=== Supplied information ===
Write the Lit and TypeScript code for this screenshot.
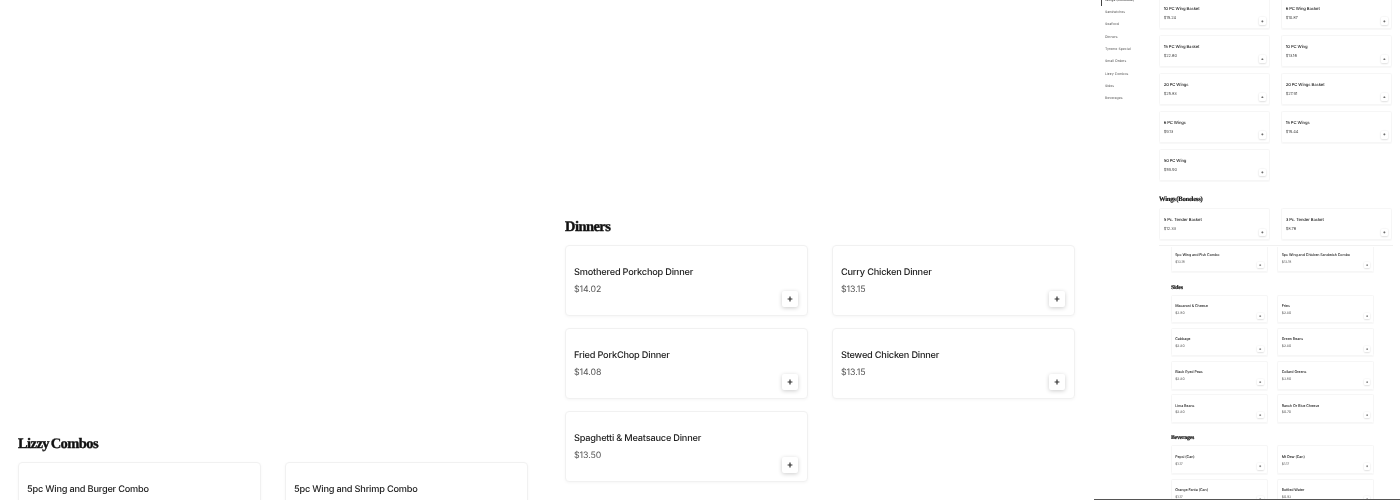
import { LitElement, html, css } from "lit";
import { customElement } from "lit/decorators.js";

type Item = { name: string; price: string };

const nav = ["Wings (Boneless)", "Sandwiches", "Seafood", "Dinners", "Tyreme Special", "Small Orders", "Lizzy Combos", "Sides", "Beverages"];

const wings: Item[] = [
  { name: "10 PC Wing Basket", price: "$15.24" },
  { name: "6 PC Wing Basket", price: "$10.87" },
  { name: "15 PC Wing Basket", price: "$22.60" },
  { name: "10 PC Wing", price: "$13.16" },
  { name: "20 PC Wings", price: "$25.83" },
  { name: "20 PC Wings Basket", price: "$27.91" },
  { name: "6 PC Wings", price: "$9.13" },
  { name: "15 PC Wings", price: "$19.44" },
  { name: "50 PC Wing", price: "$59.90" },
];
const boneless: Item[] = [
  { name: "5 Pc. Tender Basket", price: "$12.33" },
  { name: "3 Pc. Tender Basket", price: "$8.76" },
];
const dinners: Item[] = [
  { name: "Smothered Porkchop Dinner", price: "$14.02" },
  { name: "Curry Chicken Dinner", price: "$13.15" },
  { name: "Fried PorkChop Dinner", price: "$14.08" },
  { name: "Stewed Chicken Dinner", price: "$13.15" },
  { name: "Spaghetti & Meatsauce Dinner", price: "$13.50" },
];
const lizzy: Item[] = [
  { name: "5pc Wing and Burger Combo", price: "$13.15" },
  { name: "5pc Wing and Shrimp Combo", price: "$13.15" },
];
const combos: Item[] = [
  { name: "5pc Wing and Fish Combo", price: "$13.15" },
  { name: "5pc Wing and Chicken Sandwich Combo", price: "$13.15" },
];
const sides: Item[] = [
  { name: "Macaroni & Cheese", price: "$3.50" },
  { name: "Fries", price: "$2.80" },
  { name: "Cabbage", price: "$2.80" },
  { name: "Green Beans", price: "$2.80" },
  { name: "Black Eyed Peas", price: "$2.80" },
  { name: "Collard Greens", price: "$3.50" },
  { name: "Lima Beans", price: "$2.80" },
  { name: "Ranch Or Blue Cheese", price: "$0.70" },
];
const beverages: Item[] = [
  { name: "Pepsi (Can)", price: "$1.17" },
  { name: "Mt Dew (Can)", price: "$1.17" },
  { name: "Orange Fanta (Can)", price: "$1.17" },
  { name: "Bottled Water", price: "$0.93" },
];

@customElement("app-root")
export class AppRoot extends LitElement {
  static styles = css`
    :host {
      display: block;
      width: 1400px;
      height: 500px;
      overflow: hidden;
      background: #fff;
      font-family: "Inter", "Liberation Sans", sans-serif;
      color: #222;
      text-rendering: geometricPrecision;
    }

    .page {
      display: flex;
      height: 500px;
      overflow: hidden;
    }

    .left {
      width: 510px;
      margin-left: 18px;
      padding-top: 436px;
      flex: none;
      filter: blur(0.25px);
    }

    .middle {
      width: 510px;
      margin-left: 37px;
      padding-top: 219px;
      flex: none;
      filter: blur(0.25px);
    }

    .right {
      flex: none;
      width: 306px;
      margin-left: 19px;
      height: 499px;
      border-bottom: 1px solid #555;
      display: flex;
      overflow: hidden;
    }

    .sidenav {
      flex: none;
      width: 65px;
      margin-top: -6.5px;
      padding-left: 11px;
      box-sizing: border-box;
      filter: blur(0.25px);
    }

    .sidenav a {
      display: block;
      height: 12.35px;
      line-height: 12.35px;
      font-size: 3.5px;
      color: #555;
      white-space: nowrap;
    }

    .sidenav a.active {
      margin-left: -4px;
      padding-left: 3px;
      border-left: 1px solid #444;
      color: #222;
    }

    .content {
      flex: 1;
      min-width: 0;
      filter: blur(0.25px);
    }

    .upper {
      zoom: 0.457;
      width: 512px;
      height: 544.9px;
      box-sizing: border-box;
      margin-top: -6.6px;
      border-bottom: 1px solid #f1f1f1;
      overflow: hidden;
    }

    .lower {
      zoom: 0.399;
      width: 510px;
      margin: 2.5px 0 0 30px;
      overflow: hidden;
    }

    .lower-inner {
      margin-top: -7.6px;
    }

    h2 {
      margin: 0 0 10px;
      font-family: "Liberation Serif", serif;
      font-weight: 700;
      font-size: 14.5px;
      line-height: 16px;
      letter-spacing: -0.55px;
      word-spacing: -1.5px;
      color: #111;
      -webkit-text-stroke: 0.4px #111;
    }

    .grid {
      display: grid;
      grid-template-columns: 243px 243px;
      column-gap: 24px;
      row-gap: 12px;
      margin-bottom: 31px;
    }

    .upper .grid:first-child {
      margin-bottom: 33px;
    }

    .card {
      position: relative;
      height: 71px;
      box-sizing: border-box;
      padding: 20.5px 8px 0;
      background: #fff;
      border: 1px solid #f1f1f1;
      border-radius: 4px;
      box-shadow: 0 1px 3px rgba(0, 0, 0, 0.04);
    }

    .upper .card,
    .lower .card {
      border-color: #f6f6f6;
      box-shadow: 0 1px 2px rgba(0, 0, 0, 0.03);
    }

    .name {
      font-size: 9.2px;
      line-height: 12px;
      letter-spacing: -0.2px;
      font-weight: 500;
      color: #222;
      white-space: nowrap;
    }

    .price {
      margin-top: 5.5px;
      font-size: 8.8px;
      line-height: 12px;
      letter-spacing: -0.1px;
      color: #555;
    }

    .add {
      position: absolute;
      right: 9px;
      bottom: 8px;
      width: 16px;
      height: 16px;
      display: flex;
      align-items: center;
      justify-content: center;
      background: #fff;
      border-radius: 2px;
      box-shadow: 0 1px 4px rgba(0, 0, 0, 0.2);
    }

    .upper .add {
      right: 6px;
    }

    .lower .add {
      right: 8px;
    }

    .add svg {
      width: 6px;
      height: 6px;
      display: block;
    }
  `;

  private card(item: Item) {
    return html`
      <div class="card">
        <div class="name">${item.name}</div>
        <div class="price">${item.price}</div>
        <div class="add">
          <svg viewBox="0 0 10 10"><path d="M5 1v8M1 5h8" stroke="#333" stroke-width="2" fill="none" /></svg>
        </div>
      </div>
    `;
  }

  private section(title: string, items: Item[]) {
    return html`
      <h2>${title}</h2>
      <div class="grid">${items.map((i) => this.card(i))}</div>
    `;
  }

  render() {
    return html`
      <div class="page">
        <section class="left">${this.section("Lizzy Combos", lizzy)}</section>
        <section class="middle">${this.section("Dinners", dinners)}</section>
        <section class="right">
          <nav class="sidenav">
            ${nav.map((n, i) => html`<a class=${i === 0 ? "active" : ""}>${n}</a>`)}
          </nav>
          <div class="content">
            <div class="upper">
              <div class="grid">${wings.map((i) => this.card(i))}</div>
              ${this.section("Wings (Boneless)", boneless)}
            </div>
            <div class="lower">
              <div class="lower-inner">
                <div class="grid">${combos.map((i) => this.card(i))}</div>
                ${this.section("Sides", sides)}
                ${this.section("Beverages", beverages)}
              </div>
            </div>
          </div>
        </section>
      </div>
    `;
  }
}
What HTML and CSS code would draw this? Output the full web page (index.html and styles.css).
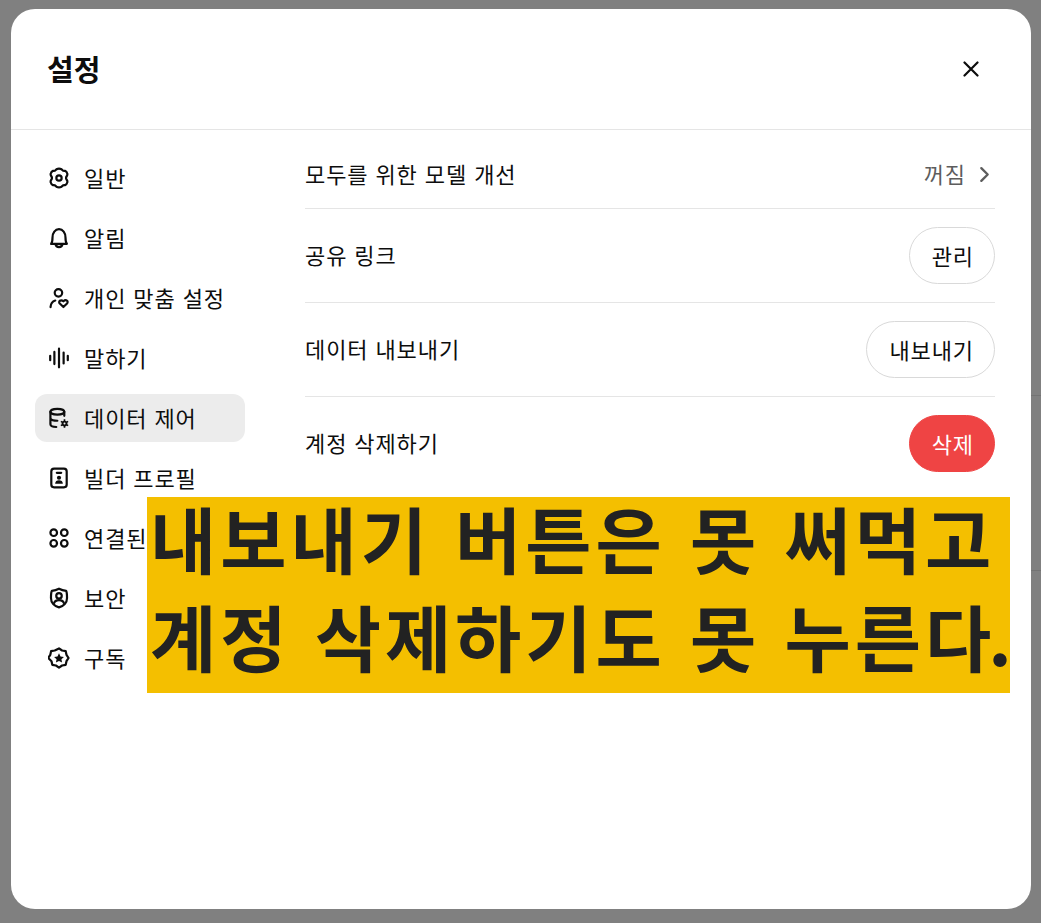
===
● **Exercise prompt**
All entries are to be retyped exactly. Omit any embedded images.

● **Reply to the task**
Write the Lit and TypeScript code for this screenshot.
import { LitElement, html, css } from "lit";
import { customElement } from "lit/decorators.js";

type Item = { name: string; price: string };

const nav = ["Wings (Boneless)", "Sandwiches", "Seafood", "Dinners", "Tyreme Special", "Small Orders", "Lizzy Combos", "Sides", "Beverages"];

const wings: Item[] = [
  { name: "10 PC Wing Basket", price: "$15.24" },
  { name: "6 PC Wing Basket", price: "$10.87" },
  { name: "15 PC Wing Basket", price: "$22.60" },
  { name: "10 PC Wing", price: "$13.16" },
  { name: "20 PC Wings", price: "$25.83" },
  { name: "20 PC Wings Basket", price: "$27.91" },
  { name: "6 PC Wings", price: "$9.13" },
  { name: "15 PC Wings", price: "$19.44" },
  { name: "50 PC Wing", price: "$59.90" },
];
const boneless: Item[] = [
  { name: "5 Pc. Tender Basket", price: "$12.33" },
  { name: "3 Pc. Tender Basket", price: "$8.76" },
];
const dinners: Item[] = [
  { name: "Smothered Porkchop Dinner", price: "$14.02" },
  { name: "Curry Chicken Dinner", price: "$13.15" },
  { name: "Fried PorkChop Dinner", price: "$14.08" },
  { name: "Stewed Chicken Dinner", price: "$13.15" },
  { name: "Spaghetti & Meatsauce Dinner", price: "$13.50" },
];
const lizzy: Item[] = [
  { name: "5pc Wing and Burger Combo", price: "$13.15" },
  { name: "5pc Wing and Shrimp Combo", price: "$13.15" },
];
const combos: Item[] = [
  { name: "5pc Wing and Fish Combo", price: "$13.15" },
  { name: "5pc Wing and Chicken Sandwich Combo", price: "$13.15" },
];
const sides: Item[] = [
  { name: "Macaroni & Cheese", price: "$3.50" },
  { name: "Fries", price: "$2.80" },
  { name: "Cabbage", price: "$2.80" },
  { name: "Green Beans", price: "$2.80" },
  { name: "Black Eyed Peas", price: "$2.80" },
  { name: "Collard Greens", price: "$3.50" },
  { name: "Lima Beans", price: "$2.80" },
  { name: "Ranch Or Blue Cheese", price: "$0.70" },
];
const beverages: Item[] = [
  { name: "Pepsi (Can)", price: "$1.17" },
  { name: "Mt Dew (Can)", price: "$1.17" },
  { name: "Orange Fanta (Can)", price: "$1.17" },
  { name: "Bottled Water", price: "$0.93" },
];

@customElement("app-root")
export class AppRoot extends LitElement {
  static styles = css`
    :host {
      display: block;
      width: 1400px;
      height: 500px;
      overflow: hidden;
      background: #fff;
      font-family: "Inter", "Liberation Sans", sans-serif;
      color: #222;
      text-rendering: geometricPrecision;
    }

    .page {
      display: flex;
      height: 500px;
      overflow: hidden;
    }

    .left {
      width: 510px;
      margin-left: 18px;
      padding-top: 436px;
      flex: none;
      filter: blur(0.25px);
    }

    .middle {
      width: 510px;
      margin-left: 37px;
      padding-top: 219px;
      flex: none;
      filter: blur(0.25px);
    }

    .right {
      flex: none;
      width: 306px;
      margin-left: 19px;
      height: 499px;
      border-bottom: 1px solid #555;
      display: flex;
      overflow: hidden;
    }

    .sidenav {
      flex: none;
      width: 65px;
      margin-top: -6.5px;
      padding-left: 11px;
      box-sizing: border-box;
      filter: blur(0.25px);
    }

    .sidenav a {
      display: block;
      height: 12.35px;
      line-height: 12.35px;
      font-size: 3.5px;
      color: #555;
      white-space: nowrap;
    }

    .sidenav a.active {
      margin-left: -4px;
      padding-left: 3px;
      border-left: 1px solid #444;
      color: #222;
    }

    .content {
      flex: 1;
      min-width: 0;
      filter: blur(0.25px);
    }

    .upper {
      zoom: 0.457;
      width: 512px;
      height: 544.9px;
      box-sizing: border-box;
      margin-top: -6.6px;
      border-bottom: 1px solid #f1f1f1;
      overflow: hidden;
    }

    .lower {
      zoom: 0.399;
      width: 510px;
      margin: 2.5px 0 0 30px;
      overflow: hidden;
    }

    .lower-inner {
      margin-top: -7.6px;
    }

    h2 {
      margin: 0 0 10px;
      font-family: "Liberation Serif", serif;
      font-weight: 700;
      font-size: 14.5px;
      line-height: 16px;
      letter-spacing: -0.55px;
      word-spacing: -1.5px;
      color: #111;
      -webkit-text-stroke: 0.4px #111;
    }

    .grid {
      display: grid;
      grid-template-columns: 243px 243px;
      column-gap: 24px;
      row-gap: 12px;
      margin-bottom: 31px;
    }

    .upper .grid:first-child {
      margin-bottom: 33px;
    }

    .card {
      position: relative;
      height: 71px;
      box-sizing: border-box;
      padding: 20.5px 8px 0;
      background: #fff;
      border: 1px solid #f1f1f1;
      border-radius: 4px;
      box-shadow: 0 1px 3px rgba(0, 0, 0, 0.04);
    }

    .upper .card,
    .lower .card {
      border-color: #f6f6f6;
      box-shadow: 0 1px 2px rgba(0, 0, 0, 0.03);
    }

    .name {
      font-size: 9.2px;
      line-height: 12px;
      letter-spacing: -0.2px;
      font-weight: 500;
      color: #222;
      white-space: nowrap;
    }

    .price {
      margin-top: 5.5px;
      font-size: 8.8px;
      line-height: 12px;
      letter-spacing: -0.1px;
      color: #555;
    }

    .add {
      position: absolute;
      right: 9px;
      bottom: 8px;
      width: 16px;
      height: 16px;
      display: flex;
      align-items: center;
      justify-content: center;
      background: #fff;
      border-radius: 2px;
      box-shadow: 0 1px 4px rgba(0, 0, 0, 0.2);
    }

    .upper .add {
      right: 6px;
    }

    .lower .add {
      right: 8px;
    }

    .add svg {
      width: 6px;
      height: 6px;
      display: block;
    }
  `;

  private card(item: Item) {
    return html`
      <div class="card">
        <div class="name">${item.name}</div>
        <div class="price">${item.price}</div>
        <div class="add">
          <svg viewBox="0 0 10 10"><path d="M5 1v8M1 5h8" stroke="#333" stroke-width="2" fill="none" /></svg>
        </div>
      </div>
    `;
  }

  private section(title: string, items: Item[]) {
    return html`
      <h2>${title}</h2>
      <div class="grid">${items.map((i) => this.card(i))}</div>
    `;
  }

  render() {
    return html`
      <div class="page">
        <section class="left">${this.section("Lizzy Combos", lizzy)}</section>
        <section class="middle">${this.section("Dinners", dinners)}</section>
        <section class="right">
          <nav class="sidenav">
            ${nav.map((n, i) => html`<a class=${i === 0 ? "active" : ""}>${n}</a>`)}
          </nav>
          <div class="content">
            <div class="upper">
              <div class="grid">${wings.map((i) => this.card(i))}</div>
              ${this.section("Wings (Boneless)", boneless)}
            </div>
            <div class="lower">
              <div class="lower-inner">
                <div class="grid">${combos.map((i) => this.card(i))}</div>
                ${this.section("Sides", sides)}
                ${this.section("Beverages", beverages)}
              </div>
            </div>
          </div>
        </section>
      </div>
    `;
  }
}
What HTML and CSS code would draw this? Output the full web page (index.html and styles.css).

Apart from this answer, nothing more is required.